RECORDS FOR THE EXERCISE.

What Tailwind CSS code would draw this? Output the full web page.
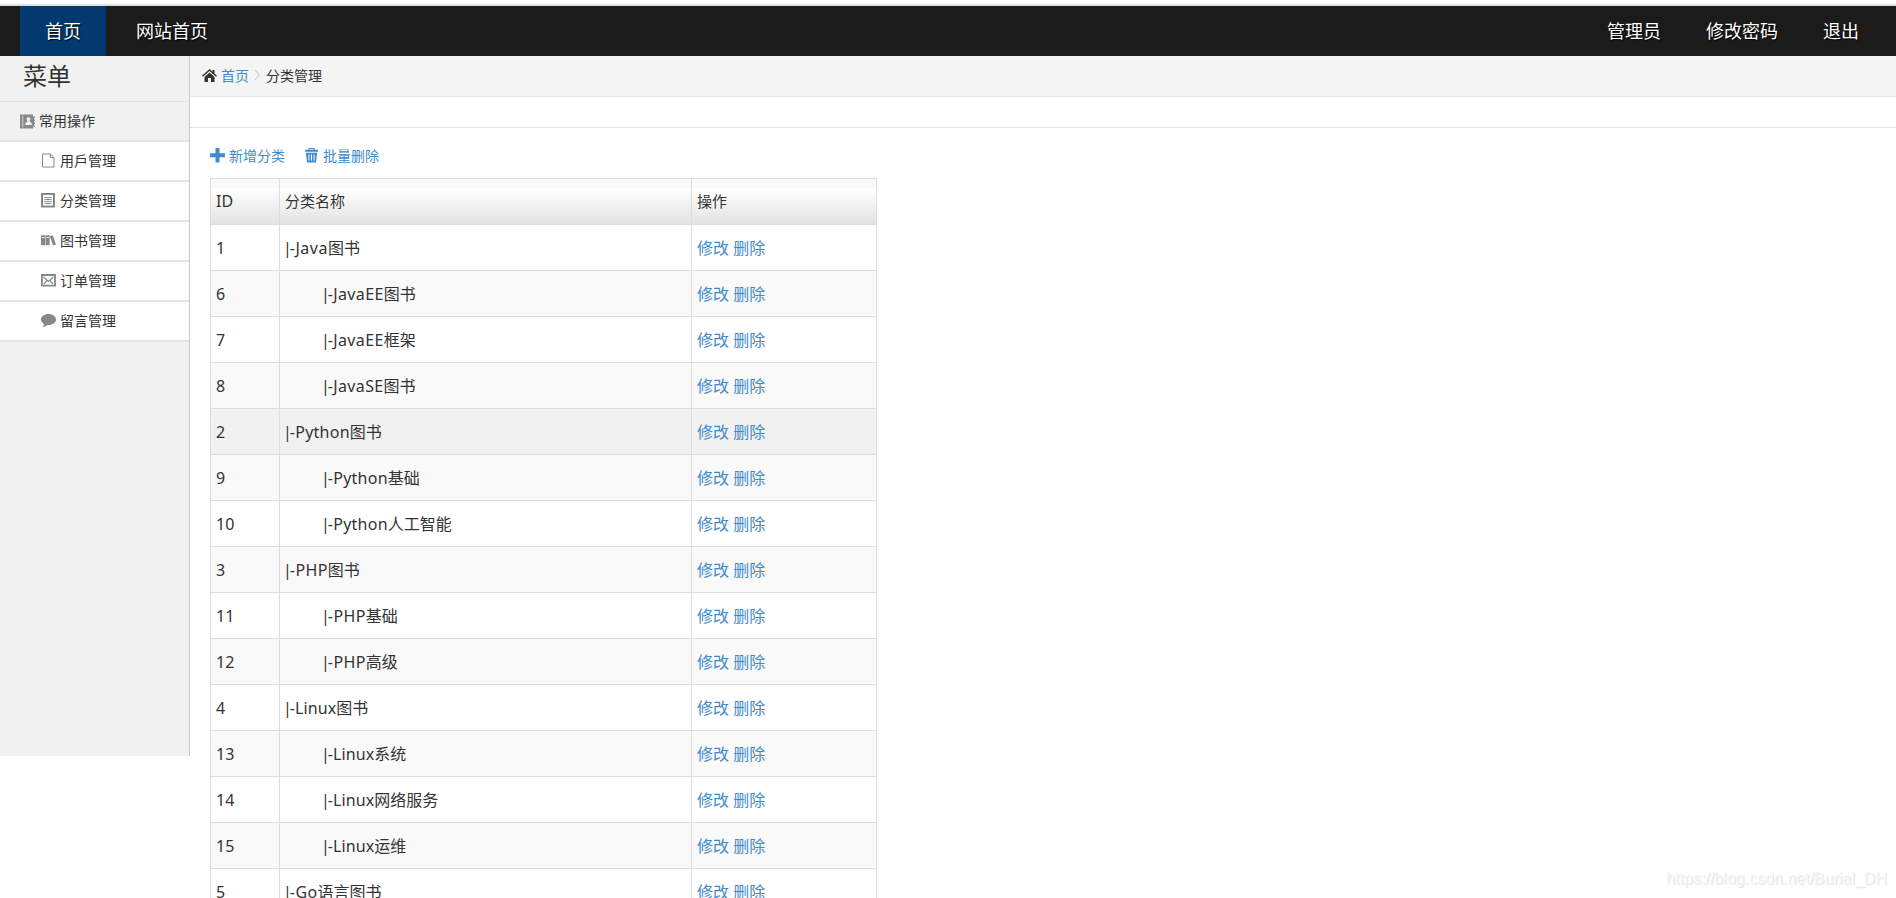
...
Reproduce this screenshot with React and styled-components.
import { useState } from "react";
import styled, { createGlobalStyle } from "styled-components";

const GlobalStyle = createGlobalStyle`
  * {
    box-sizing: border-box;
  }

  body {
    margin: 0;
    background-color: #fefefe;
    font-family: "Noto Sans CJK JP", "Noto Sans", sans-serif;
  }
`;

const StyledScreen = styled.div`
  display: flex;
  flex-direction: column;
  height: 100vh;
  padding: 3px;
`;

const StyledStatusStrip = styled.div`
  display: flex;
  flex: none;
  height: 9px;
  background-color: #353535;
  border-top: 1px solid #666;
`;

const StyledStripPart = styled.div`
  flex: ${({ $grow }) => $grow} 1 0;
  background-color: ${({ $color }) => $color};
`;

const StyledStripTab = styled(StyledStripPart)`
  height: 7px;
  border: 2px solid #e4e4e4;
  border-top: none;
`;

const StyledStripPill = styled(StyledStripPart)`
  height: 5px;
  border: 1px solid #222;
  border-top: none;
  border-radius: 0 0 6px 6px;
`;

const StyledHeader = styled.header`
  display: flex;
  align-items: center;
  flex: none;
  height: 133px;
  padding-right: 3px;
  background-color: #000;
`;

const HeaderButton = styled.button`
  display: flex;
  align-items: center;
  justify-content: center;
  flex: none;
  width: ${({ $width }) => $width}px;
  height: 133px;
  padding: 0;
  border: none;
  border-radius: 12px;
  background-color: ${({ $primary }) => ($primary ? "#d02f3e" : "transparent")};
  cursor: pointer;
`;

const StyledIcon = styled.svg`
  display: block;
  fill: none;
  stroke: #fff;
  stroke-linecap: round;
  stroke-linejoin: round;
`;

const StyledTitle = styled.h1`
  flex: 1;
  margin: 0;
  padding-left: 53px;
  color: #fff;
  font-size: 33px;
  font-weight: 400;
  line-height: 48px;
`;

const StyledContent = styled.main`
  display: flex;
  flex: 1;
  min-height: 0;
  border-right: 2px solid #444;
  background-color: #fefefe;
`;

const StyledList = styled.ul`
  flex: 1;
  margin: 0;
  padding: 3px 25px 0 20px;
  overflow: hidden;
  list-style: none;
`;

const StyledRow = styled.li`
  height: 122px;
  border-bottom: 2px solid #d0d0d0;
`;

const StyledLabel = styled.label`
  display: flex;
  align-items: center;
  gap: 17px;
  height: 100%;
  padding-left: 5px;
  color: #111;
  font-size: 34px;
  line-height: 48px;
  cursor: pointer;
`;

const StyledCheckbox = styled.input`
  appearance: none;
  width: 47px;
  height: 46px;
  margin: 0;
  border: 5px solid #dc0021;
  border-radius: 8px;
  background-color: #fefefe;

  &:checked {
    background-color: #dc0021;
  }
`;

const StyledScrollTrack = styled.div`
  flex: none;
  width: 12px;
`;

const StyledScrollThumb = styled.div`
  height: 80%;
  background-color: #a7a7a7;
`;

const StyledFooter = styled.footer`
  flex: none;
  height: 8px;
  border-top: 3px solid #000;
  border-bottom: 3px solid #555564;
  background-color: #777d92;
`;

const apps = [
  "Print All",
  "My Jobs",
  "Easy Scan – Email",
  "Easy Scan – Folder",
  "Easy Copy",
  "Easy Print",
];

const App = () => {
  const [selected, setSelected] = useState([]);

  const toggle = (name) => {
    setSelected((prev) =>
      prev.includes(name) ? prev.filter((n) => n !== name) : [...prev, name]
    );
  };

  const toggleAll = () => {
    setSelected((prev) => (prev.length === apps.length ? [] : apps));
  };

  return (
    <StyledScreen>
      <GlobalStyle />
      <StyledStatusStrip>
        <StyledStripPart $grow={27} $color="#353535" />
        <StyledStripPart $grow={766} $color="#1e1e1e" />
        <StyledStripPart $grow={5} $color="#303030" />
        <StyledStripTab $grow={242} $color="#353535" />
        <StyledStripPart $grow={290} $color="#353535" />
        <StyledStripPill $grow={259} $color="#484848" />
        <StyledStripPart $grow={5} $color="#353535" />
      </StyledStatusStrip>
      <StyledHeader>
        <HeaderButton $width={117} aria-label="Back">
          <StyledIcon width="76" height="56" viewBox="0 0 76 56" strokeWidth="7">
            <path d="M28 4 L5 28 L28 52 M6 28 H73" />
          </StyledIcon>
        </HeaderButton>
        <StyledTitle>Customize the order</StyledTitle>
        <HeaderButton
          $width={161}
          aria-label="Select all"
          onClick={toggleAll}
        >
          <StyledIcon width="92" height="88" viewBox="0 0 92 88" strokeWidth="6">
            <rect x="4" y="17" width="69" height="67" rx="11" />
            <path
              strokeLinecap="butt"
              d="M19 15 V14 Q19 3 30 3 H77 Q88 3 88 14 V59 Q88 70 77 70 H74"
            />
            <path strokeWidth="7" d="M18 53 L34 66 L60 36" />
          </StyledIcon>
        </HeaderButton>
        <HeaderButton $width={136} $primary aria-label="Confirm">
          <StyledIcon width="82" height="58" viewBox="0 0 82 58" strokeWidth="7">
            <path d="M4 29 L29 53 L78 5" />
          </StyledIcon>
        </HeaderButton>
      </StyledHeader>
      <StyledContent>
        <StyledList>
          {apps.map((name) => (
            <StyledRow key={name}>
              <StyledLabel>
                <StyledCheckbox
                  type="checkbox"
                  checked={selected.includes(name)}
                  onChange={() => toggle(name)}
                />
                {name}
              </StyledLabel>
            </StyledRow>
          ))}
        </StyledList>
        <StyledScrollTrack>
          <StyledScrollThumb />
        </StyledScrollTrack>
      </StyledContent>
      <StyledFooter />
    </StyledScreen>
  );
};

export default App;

TASK DESCRIPTION. Using the listing above, return all lines where the word "components" occurs.

THE RESPONSE.
Reproduce this screenshot with React and styled-components.
import styled, { createGlobalStyle } from "styled-components";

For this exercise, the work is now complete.